Assignment
Scenario
You have been hired as a consultant by a Victorian-based car rental firm who want you to design and develop a data warehouse to integrate information which is currently held in several separate databases and spreadsheets. They have provided you with several samples of data which can be used as basis for designing and implementing a suitable conformed dimensional design and ETL process.
The following data files are available via Moodle:
- Details of the firm's three franchises
- The firm's current inventory of cars
- The records of the firm's customer loyalty program
- For each franchise, the records of all transactions over roughly a 2-month period. Three different types of transactions have been recorded - the initial booking, the pick-up of a car, and the return of the car. Different attributes have been kept for each type of transaction. The datasets are reasonably clean, but some issues may remain.
Requirements
There are four separate components required for your submission.
- Dimensional Design
Analyse the structure of the existing data, and design suitable dimension and fact tables to store this data in a conformed dimensional structure. Document your design using any suitable drawing tool such as Visio draw.io then export it as a PDF or PNG file for submission and marking.
- Database Schema
Implement the design from the previous stage as a database schema defined by a SQL file which can be imported into XAMPP.
- ETL Process
Use the Pentaho Community Edition software used in Lab 4 to implement an ETL system which can load the data from the various files provided by the firm, perform appropriate transformations, and load it into your database. Your solution should be robust to any issues arising in the source data, such as inconsistencies, missing values, or duplicate entries.
- Report
Create and submit a brief report documenting your ETL system. In particular explain any decisions which you had to make regarding treatment of data issues.
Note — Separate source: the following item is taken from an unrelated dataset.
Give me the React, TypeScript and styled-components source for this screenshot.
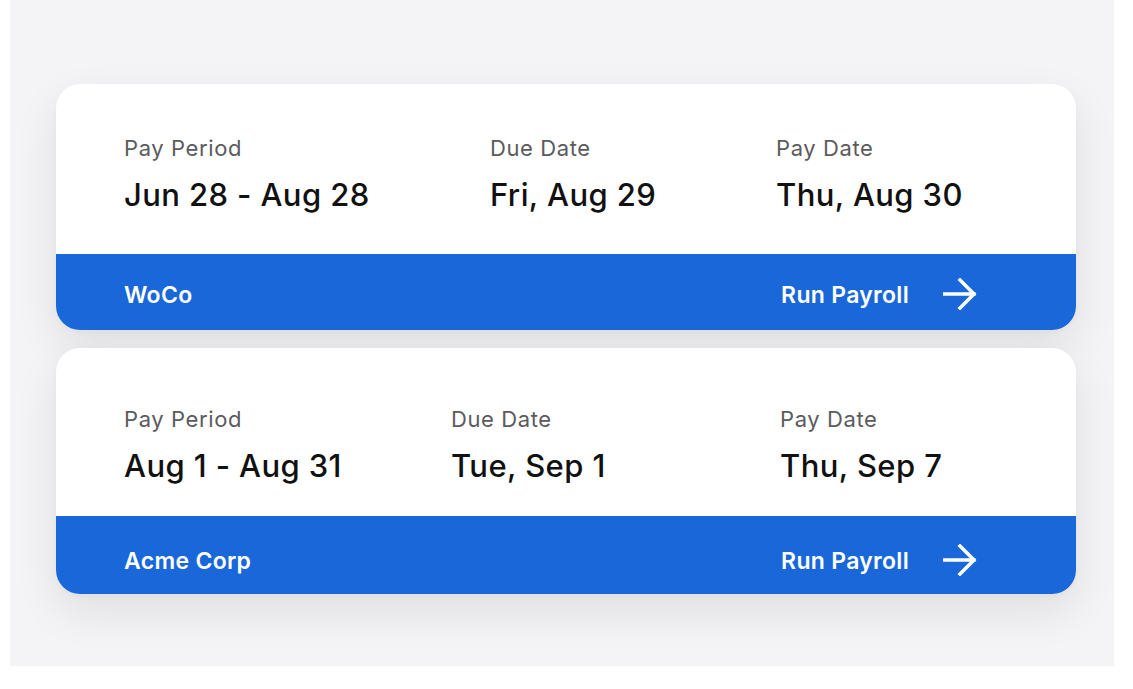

If you have been unable to complete any aspects of the ETL system, or if some parts do not function correctly, document these limitations.
Learning Outcomes Assessed
The following course learning outcomes are assessed by completing this assessment:
K2. Describe data management, storage, processing needs for big data analytics.
S2. Use data loading and formatting tools.
A1. Perform appropriate data collection and processing techniques.
A2. Demonstrate the use of tools to collect, store, process and use data for big data analytics.